Problem to work on:
Copy everything in the listing below word for word, apart from any images.

Given data:
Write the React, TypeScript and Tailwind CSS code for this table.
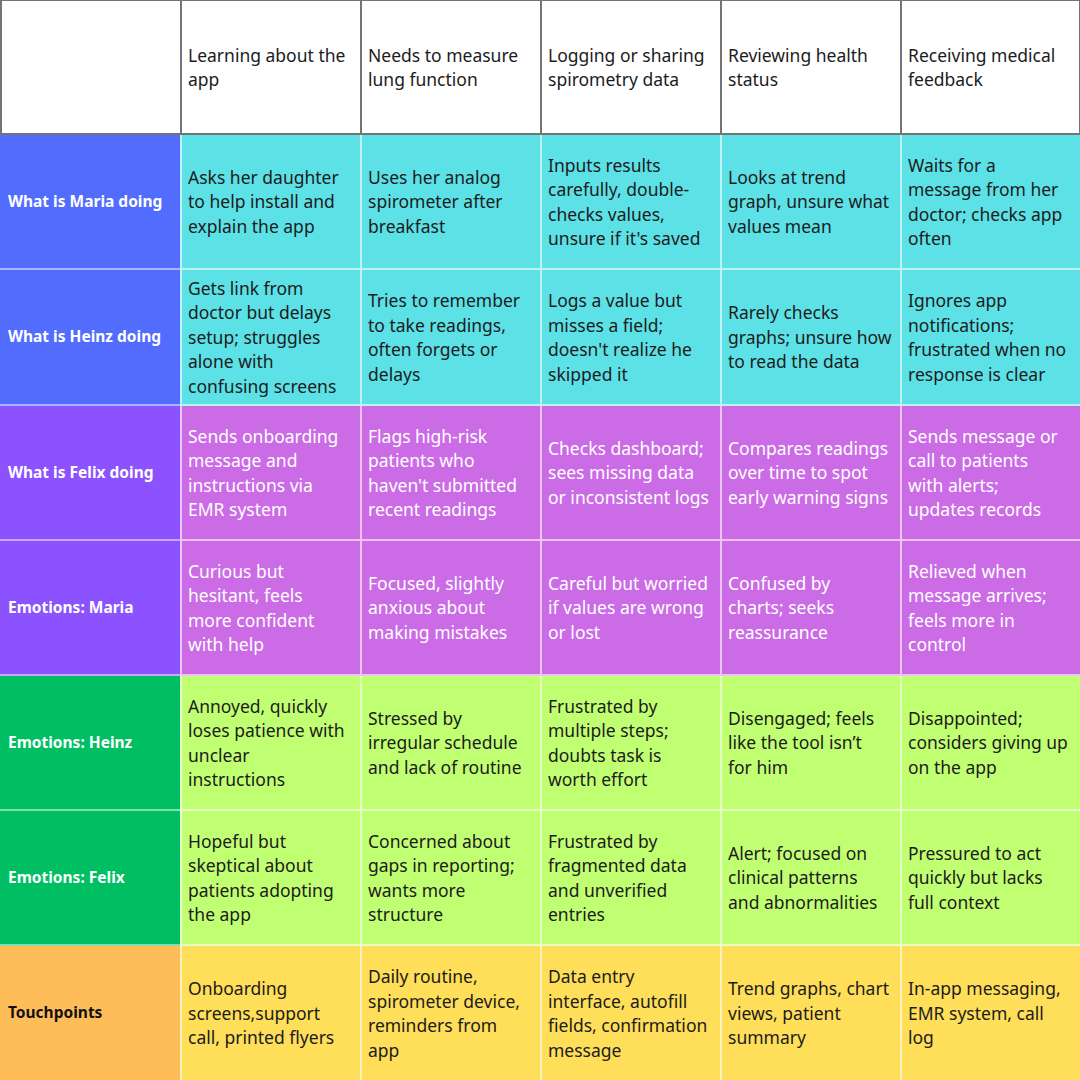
import React from 'react';

type Row = {
  label: string;
  labelBg: string;
  labelText: string;
  cellBg: string;
  cellText: string;
  cells: string[][];
};

const steps: string[][] = [
  ['Learning about the', 'app'],
  ['Needs to measure', 'lung function'],
  ['Logging or sharing', 'spirometry data'],
  ['Reviewing health', 'status'],
  ['Receiving medical', 'feedback'],
];

const rows: Row[] = [
  {
    label: 'What is Maria doing',
    labelBg: 'bg-[#526dfe]',
    labelText: 'text-white',
    cellBg: 'bg-[#5ce1e6]',
    cellText: 'text-[#1c1c1c]',
    cells: [
      ['Asks her daughter', 'to help install and', 'explain the app'],
      ['Uses her analog', 'spirometer after', 'breakfast'],
      ['Inputs results', 'carefully, double-', 'checks values,', "unsure if it's saved"],
      ['Looks at trend', 'graph, unsure what', 'values mean'],
      ['Waits for a', 'message from her', 'doctor; checks app', 'often'],
    ],
  },
  {
    label: 'What is Heinz doing',
    labelBg: 'bg-[#526dfe]',
    labelText: 'text-white',
    cellBg: 'bg-[#5ce1e6]',
    cellText: 'text-[#1c1c1c]',
    cells: [
      ['Gets link from', 'doctor but delays', 'setup; struggles', 'alone with', 'confusing screens'],
      ['Tries to remember', 'to take readings,', 'often forgets or', 'delays'],
      ['Logs a value but', 'misses a field;', "doesn't realize he", 'skipped it'],
      ['Rarely checks', 'graphs; unsure how', 'to read the data'],
      ['Ignores app', 'notifications;', 'frustrated when no', 'response is clear'],
    ],
  },
  {
    label: 'What is Felix doing',
    labelBg: 'bg-[#8c52ff]',
    labelText: 'text-white',
    cellBg: 'bg-[#cb6ce6]',
    cellText: 'text-white',
    cells: [
      ['Sends onboarding', 'message and', 'instructions via', 'EMR system'],
      ['Flags high-risk', 'patients who', "haven't submitted", 'recent readings'],
      ['Checks dashboard;', 'sees missing data', 'or inconsistent logs'],
      ['Compares readings', 'over time to spot', 'early warning signs'],
      ['Sends message or', 'call to patients', 'with alerts;', 'updates records'],
    ],
  },
  {
    label: 'Emotions: Maria',
    labelBg: 'bg-[#8c52ff]',
    labelText: 'text-white',
    cellBg: 'bg-[#cb6ce6]',
    cellText: 'text-white',
    cells: [
      ['Curious but', 'hesitant, feels', 'more confident', 'with help'],
      ['Focused, slightly', 'anxious about', 'making mistakes'],
      ['Careful but worried', 'if values are wrong', 'or lost'],
      ['Confused by', 'charts; seeks', 'reassurance'],
      ['Relieved when', 'message arrives;', 'feels more in', 'control'],
    ],
  },
  {
    label: 'Emotions: Heinz',
    labelBg: 'bg-[#00bf63]',
    labelText: 'text-white',
    cellBg: 'bg-[#c1ff72]',
    cellText: 'text-[#1c1c1c]',
    cells: [
      ['Annoyed, quickly', 'loses patience with', 'unclear', 'instructions'],
      ['Stressed by', 'irregular schedule', 'and lack of routine'],
      ['Frustrated by', 'multiple steps;', 'doubts task is', 'worth effort'],
      ['Disengaged; feels', 'like the tool isn\u2019t', 'for him'],
      ['Disappointed;', 'considers giving up', 'on the app'],
    ],
  },
  {
    label: 'Emotions: Felix',
    labelBg: 'bg-[#00bf63]',
    labelText: 'text-white',
    cellBg: 'bg-[#c1ff72]',
    cellText: 'text-[#1c1c1c]',
    cells: [
      ['Hopeful but', 'skeptical about', 'patients adopting', 'the app'],
      ['Concerned about', 'gaps in reporting;', 'wants more', 'structure'],
      ['Frustrated by', 'fragmented data', 'and unverified', 'entries'],
      ['Alert; focused on', 'clinical patterns', 'and abnormalities'],
      ['Pressured to act', 'quickly but lacks', 'full context'],
    ],
  },
  {
    label: 'Touchpoints',
    labelBg: 'bg-[#ffbd59]',
    labelText: 'text-[#111]',
    cellBg: 'bg-[#ffde59]',
    cellText: 'text-[#1c1c1c]',
    cells: [
      ['Onboarding', 'screens,support', 'call, printed flyers'],
      ['Daily routine,', 'spirometer device,', 'reminders from', 'app'],
      ['Data entry', 'interface, autofill', 'fields, confirmation', 'message'],
      ['Trend graphs, chart', 'views, patient', 'summary'],
      ['In-app messaging,', 'EMR system, call', 'log'],
    ],
  },
];

function Lines({ lines }: { lines: string[] }) {
  return (
    <div className="whitespace-nowrap">
      {lines.map((l, i) => (
        <div key={i}>{l}</div>
      ))}
    </div>
  );
}

export default function App() {
  return (
    <div
      className="w-[1080px] h-[1080px] bg-white overflow-hidden"
      style={{ fontFamily: '"Noto Sans", "Open Sans", Arial, sans-serif' }}
    >
      <div className="grid grid-cols-[180px_180px_180px_180px_180px_180px] grid-rows-[135px_135px_136px_135px_135px_135px_135px_134px]">
        {/* header */}
        <div className="bg-white border-t border-l-2 border-b-2 border-[#737373]" />
        {steps.map((s, i) => (
          <div
            key={i}
            className={`bg-white border-t border-l-2 border-b-2 border-[#737373] flex items-center pl-1.5 text-[17.5px] leading-[24.5px] text-[#1c1c1c] overflow-hidden ${
              i === steps.length - 1 ? 'border-r' : ''
            }`}
          >
            <Lines lines={s} />
          </div>
        ))}

        {rows.map((r, ri) => {
          const last = ri === rows.length - 1;
          return (
            <React.Fragment key={r.label}>
              <div
                className={`${r.labelBg} ${r.labelText} ${last ? '' : 'border-b-2'} border-white/50 flex items-center pl-2 text-[15.5px] font-bold`}
              >
                {r.label}
              </div>
              {r.cells.map((c, i) => (
                <div
                  key={i}
                  className={`${r.cellBg} ${r.cellText} border-l-2 ${last ? '' : 'border-b-2'} border-white/60 flex items-center pl-1.5 text-[17.5px] leading-[24.5px] overflow-hidden`}
                >
                  <Lines lines={c} />
                </div>
              ))}
            </React.Fragment>
          );
        })}
      </div>
    </div>
  );
}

Solution below:
Write the React, TypeScript and Tailwind CSS code for this table.
import React from 'react';

type Row = {
  label: string;
  labelBg: string;
  labelText: string;
  cellBg: string;
  cellText: string;
  cells: string[][];
};

const steps: string[][] = [
  ['Learning about the', 'app'],
  ['Needs to measure', 'lung function'],
  ['Logging or sharing', 'spirometry data'],
  ['Reviewing health', 'status'],
  ['Receiving medical', 'feedback'],
];

const rows: Row[] = [
  {
    label: 'What is Maria doing',
    labelBg: 'bg-[#526dfe]',
    labelText: 'text-white',
    cellBg: 'bg-[#5ce1e6]',
    cellText: 'text-[#1c1c1c]',
    cells: [
      ['Asks her daughter', 'to help install and', 'explain the app'],
      ['Uses her analog', 'spirometer after', 'breakfast'],
      ['Inputs results', 'carefully, double-', 'checks values,', "unsure if it's saved"],
      ['Looks at trend', 'graph, unsure what', 'values mean'],
      ['Waits for a', 'message from her', 'doctor; checks app', 'often'],
    ],
  },
  {
    label: 'What is Heinz doing',
    labelBg: 'bg-[#526dfe]',
    labelText: 'text-white',
    cellBg: 'bg-[#5ce1e6]',
    cellText: 'text-[#1c1c1c]',
    cells: [
      ['Gets link from', 'doctor but delays', 'setup; struggles', 'alone with', 'confusing screens'],
      ['Tries to remember', 'to take readings,', 'often forgets or', 'delays'],
      ['Logs a value but', 'misses a field;', "doesn't realize he", 'skipped it'],
      ['Rarely checks', 'graphs; unsure how', 'to read the data'],
      ['Ignores app', 'notifications;', 'frustrated when no', 'response is clear'],
    ],
  },
  {
    label: 'What is Felix doing',
    labelBg: 'bg-[#8c52ff]',
    labelText: 'text-white',
    cellBg: 'bg-[#cb6ce6]',
    cellText: 'text-white',
    cells: [
      ['Sends onboarding', 'message and', 'instructions via', 'EMR system'],
      ['Flags high-risk', 'patients who', "haven't submitted", 'recent readings'],
      ['Checks dashboard;', 'sees missing data', 'or inconsistent logs'],
      ['Compares readings', 'over time to spot', 'early warning signs'],
      ['Sends message or', 'call to patients', 'with alerts;', 'updates records'],
    ],
  },
  {
    label: 'Emotions: Maria',
    labelBg: 'bg-[#8c52ff]',
    labelText: 'text-white',
    cellBg: 'bg-[#cb6ce6]',
    cellText: 'text-white',
    cells: [
      ['Curious but', 'hesitant, feels', 'more confident', 'with help'],
      ['Focused, slightly', 'anxious about', 'making mistakes'],
      ['Careful but worried', 'if values are wrong', 'or lost'],
      ['Confused by', 'charts; seeks', 'reassurance'],
      ['Relieved when', 'message arrives;', 'feels more in', 'control'],
    ],
  },
  {
    label: 'Emotions: Heinz',
    labelBg: 'bg-[#00bf63]',
    labelText: 'text-white',
    cellBg: 'bg-[#c1ff72]',
    cellText: 'text-[#1c1c1c]',
    cells: [
      ['Annoyed, quickly', 'loses patience with', 'unclear', 'instructions'],
      ['Stressed by', 'irregular schedule', 'and lack of routine'],
      ['Frustrated by', 'multiple steps;', 'doubts task is', 'worth effort'],
      ['Disengaged; feels', 'like the tool isn\u2019t', 'for him'],
      ['Disappointed;', 'considers giving up', 'on the app'],
    ],
  },
  {
    label: 'Emotions: Felix',
    labelBg: 'bg-[#00bf63]',
    labelText: 'text-white',
    cellBg: 'bg-[#c1ff72]',
    cellText: 'text-[#1c1c1c]',
    cells: [
      ['Hopeful but', 'skeptical about', 'patients adopting', 'the app'],
      ['Concerned about', 'gaps in reporting;', 'wants more', 'structure'],
      ['Frustrated by', 'fragmented data', 'and unverified', 'entries'],
      ['Alert; focused on', 'clinical patterns', 'and abnormalities'],
      ['Pressured to act', 'quickly but lacks', 'full context'],
    ],
  },
  {
    label: 'Touchpoints',
    labelBg: 'bg-[#ffbd59]',
    labelText: 'text-[#111]',
    cellBg: 'bg-[#ffde59]',
    cellText: 'text-[#1c1c1c]',
    cells: [
      ['Onboarding', 'screens,support', 'call, printed flyers'],
      ['Daily routine,', 'spirometer device,', 'reminders from', 'app'],
      ['Data entry', 'interface, autofill', 'fields, confirmation', 'message'],
      ['Trend graphs, chart', 'views, patient', 'summary'],
      ['In-app messaging,', 'EMR system, call', 'log'],
    ],
  },
];

function Lines({ lines }: { lines: string[] }) {
  return (
    <div className="whitespace-nowrap">
      {lines.map((l, i) => (
        <div key={i}>{l}</div>
      ))}
    </div>
  );
}

export default function App() {
  return (
    <div
      className="w-[1080px] h-[1080px] bg-white overflow-hidden"
      style={{ fontFamily: '"Noto Sans", "Open Sans", Arial, sans-serif' }}
    >
      <div className="grid grid-cols-[180px_180px_180px_180px_180px_180px] grid-rows-[135px_135px_136px_135px_135px_135px_135px_134px]">
        {/* header */}
        <div className="bg-white border-t border-l-2 border-b-2 border-[#737373]" />
        {steps.map((s, i) => (
          <div
            key={i}
            className={`bg-white border-t border-l-2 border-b-2 border-[#737373] flex items-center pl-1.5 text-[17.5px] leading-[24.5px] text-[#1c1c1c] overflow-hidden ${
              i === steps.length - 1 ? 'border-r' : ''
            }`}
          >
            <Lines lines={s} />
          </div>
        ))}

        {rows.map((r, ri) => {
          const last = ri === rows.length - 1;
          return (
            <React.Fragment key={r.label}>
              <div
                className={`${r.labelBg} ${r.labelText} ${last ? '' : 'border-b-2'} border-white/50 flex items-center pl-2 text-[15.5px] font-bold`}
              >
                {r.label}
              </div>
              {r.cells.map((c, i) => (
                <div
                  key={i}
                  className={`${r.cellBg} ${r.cellText} border-l-2 ${last ? '' : 'border-b-2'} border-white/60 flex items-center pl-1.5 text-[17.5px] leading-[24.5px] overflow-hidden`}
                >
                  <Lines lines={c} />
                </div>
              ))}
            </React.Fragment>
          );
        })}
      </div>
    </div>
  );
}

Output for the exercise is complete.